BVL: Anyone watching the future?

As investors go online, markets are rapidly growing and merging into a 24 hour global exchange. Who needs old stock markets anyway? This message obviously hasn't made its way through to the authorities at the Lisbon Stock Exchange, once a flourishing garden for the bulls, out in the cold and bearing the burden of a big downturn.

During the first quarter of the year, European exchanges failed to gain altitude, as Wall Street soared towards the eleven thousand barrier, driven by the healthy performance of the US companies and the hottest stocks in the market internet companies. The fact is the biggest commercial market in world, the European Union, is still looking away from the overwhelming power of e-commerce. Some say it is due to total absence of expertise in this area, but Easdaq and the Neuer Market provide some encouragement though it might take more than that for Euro stocks to jump on the bandwagon.
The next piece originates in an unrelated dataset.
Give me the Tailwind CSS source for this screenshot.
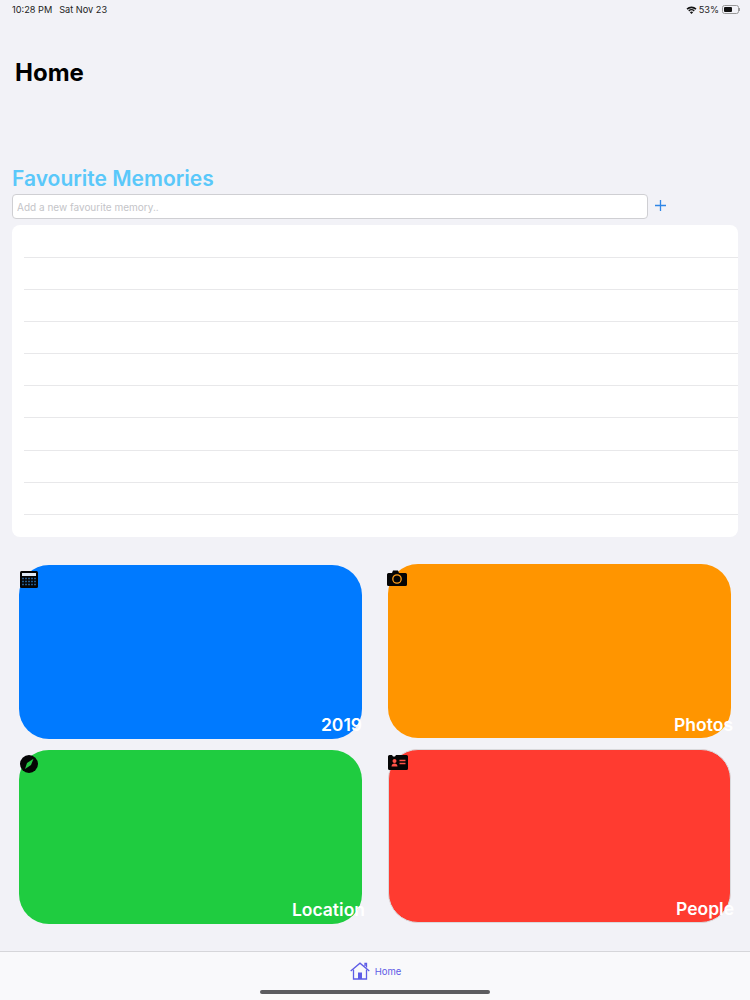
<!DOCTYPE html>
<html lang="en">
<head>
  <meta charset="UTF-8" />
  <meta name="viewport" content="width=device-width, initial-scale=1" />
  <title>Home</title>
  <script src="https://cdn.jsdelivr.net/npm/@tailwindcss/browser@4"></script>
</head>
<body class="bg-[#f2f2f7] font-['Inter',sans-serif] w-[750px] h-[1000px] overflow-hidden flex flex-col">

  <!-- Status bar -->
  <div class="h-[17px] pt-[3px] pl-3 pr-[10px] flex justify-between items-center text-[9.2px] text-[#222]">
    <div class="flex gap-[7px]">
      <span>10:28 PM</span>
      <span>Sat Nov 23</span>
    </div>
    <div class="flex items-center gap-[3px]">
      <svg width="11" height="8" viewBox="0 0 11 8" fill="#111"><path d="M5.500 8 3.900 6.200a2.300 2.300 0 0 1 3.200 0z"/><path d="M3.200 5.400 2.300 4.400a4.600 4.600 0 0 1 6.400 0l-.9 1a3.400 3.400 0 0 0-4.600 0z"/><path d="M1.600 3.700.5 2.600a7.200 7.200 0 0 1 10 0L9.400 3.700a5.800 5.800 0 0 0-7.800 0z"/></svg>
      <span class="-mr-px -ml-px">53%</span>
      <div class="flex items-center ml-px">
        <div class="w-[17px] h-[9px] rounded-[2.5px] border border-[#999] p-px">
          <div class="w-[8px] h-full bg-[#111] rounded-[1px]"></div>
        </div>
        <div class="w-px h-[3px] bg-[#999]"></div>
      </div>
    </div>
  </div>

  <!-- Title -->
  <h1 class="mt-[40px] ml-[15px] text-[24px] leading-[32px] font-bold text-black">Home</h1>

  <!-- Favourite memories -->
  <h2 class="mt-[76px] ml-3 text-[21px] leading-[28px] font-semibold text-[#5ac8fa]">Favourite Memories</h2>
  <div class="mt-[1px] ml-3 flex items-center">
    <input class="w-[636px] h-[25px] bg-white border border-[#cfcfd3] rounded-[4px] px-[4px] text-[10px] placeholder:text-[#c4c4c8] outline-none" placeholder="Add a new favourite memory.." />
    <svg class="ml-[7px] -mt-[2px]" width="11" height="11" viewBox="0 0 11 11" stroke="#2f86e6" stroke-width="1.300"><path d="M5.500 0v11M0 5.500h11"/></svg>
  </div>

  <div class="mt-[6px] ml-3 w-[726px] h-[312px] bg-white rounded-lg pl-3 pt-[32px] flex flex-col gap-[31.1px]">
    <div class="h-px bg-[#e8e8ea]"></div>
    <div class="h-px bg-[#e8e8ea]"></div>
    <div class="h-px bg-[#e8e8ea]"></div>
    <div class="h-px bg-[#e8e8ea]"></div>
    <div class="h-px bg-[#e8e8ea]"></div>
    <div class="h-px bg-[#e8e8ea]"></div>
    <div class="h-px bg-[#e8e8ea]"></div>
    <div class="h-px bg-[#e8e8ea]"></div>
    <div class="h-px bg-[#e8e8ea]"></div>
  </div>

  <!-- Cards -->
  <div class="mt-[28px] ml-[19px] grid grid-cols-[343px_343px] gap-x-[26px] gap-y-[11px] font-semibold text-white text-[17.5px]">

    <div class="relative h-[174px] rounded-[30px] bg-[#007aff] flex items-end justify-end pb-[1px]">
      <span>2019</span>
      <svg class="absolute left-[1px] top-[6px]" width="18" height="17" viewBox="0 0 18 17">
        <rect width="18" height="17" rx="1.500" fill="#050505"/>
        <rect x="2" y="2" width="14" height="3" fill="#dfe9f5"/>
        <path d="M2 7.500h14M2 10.500h14M2 13.500h14" stroke="#245a8c" stroke-width="1.400" stroke-dasharray="2 1"/>
      </svg>
    </div>

    <div class="relative -mt-px h-[174px] rounded-[30px] bg-[#ff9500] flex items-end justify-end pb-0">
      <span class="-mr-[2px]">Photos</span>
      <svg class="absolute -left-[1px] top-[6px]" width="20" height="16" viewBox="0 0 20 16">
        <path d="M1.500 3H5l1-2.500h5L12 3h6.500A1.500 1.500 0 0 1 20 4.500v10a1.500 1.500 0 0 1-1.500 1.500h-17A1.500 1.500 0 0 1 0 14.500v-10A1.500 1.500 0 0 1 1.500 3z" fill="#050505"/>
        <circle cx="10" cy="9" r="4.200" fill="none" stroke="#ff9f1a" stroke-width="1.300"/>
      </svg>
    </div>

    <div class="relative h-[174px] rounded-[30px] bg-[#1fcc40] flex items-end justify-end pb-[1px]">
      <span class="-mr-[3px]">Location</span>
      <svg class="absolute left-[1px] top-[5px]" width="18" height="18" viewBox="0 0 18 18">
        <circle cx="9" cy="9" r="9" fill="#050505"/>
        <path d="M13.500 3.800 11 10 5 14l2-6z" fill="#25c644"/>
      </svg>
    </div>

    <div class="relative -mt-px h-[174px] rounded-[30px] bg-[#ff3b30] flex items-end justify-end border border-[#d9d9dc]">
      <span class="-mr-[4px]">People</span>
      <svg class="absolute -left-[1px] top-[5px]" width="20" height="16" viewBox="0 0 20 16">
        <path d="M0 1.500A1.500 1.500 0 0 1 1.500 0H4l1 1.500h2L8 0h10.500A1.500 1.500 0 0 1 20 1.500v12a1.500 1.500 0 0 1-1.500 1.500h-17A1.500 1.500 0 0 1 0 13.500z" fill="#050505"/>
        <circle cx="6.500" cy="6" r="2" fill="#ff5348"/>
        <path d="M3.500 11.500c0-2 1.300-3 3-3s3 1 3 3z" fill="#ff5348"/>
        <path d="M11.500 5.500h6M11.500 8.500h6" stroke="#ff5348" stroke-width="1.300"/>
      </svg>
    </div>
  </div>

  <!-- Tab bar -->
  <div class="relative mt-auto h-[49px] bg-[#f9f9fb] border-t border-[#d6d6da] flex items-start justify-center pt-[10px] gap-[5px]">
    <svg class="ml-[1px]" width="20" height="18" viewBox="0 0 20 18" fill="none" stroke="#5e5ce6" stroke-width="1.300">
      <path d="M.7 9 10 1.200 19.300 9"/>
      <path d="M3.500 7.500V17h13V7.500"/>
      <path d="M15 4V1.500h1.500v4"/>
      <rect x="8" y="10.500" width="4" height="6.500" fill="#5e5ce6" stroke="none"/>
    </svg>
    <span class="text-[9.5px] leading-[20px] text-[#5e5ce6]">Home</span>
    <div class="absolute left-[260px] top-[38px] w-[230px] h-[4px] rounded-full bg-[#5c5c60]"></div>
  </div>
</body>
</html>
Typically, Europeans are concerned with the abstract aspect of e-commerce and how to legislate on this issue. Discussions for a Directive are under way and three main guidelines are expected to shape the core legal regime: the existence of loi de police, the general application of state securities offering laws, and consistent financial protection for consumers.

In the meantime, from the floors of the BVL, the Portuguese stock exchange the only known official comments are remarks on the low liquidity in the market. But what local investors are crying out for is for them to get hold of the future before the future gets a hold of them. And right they are.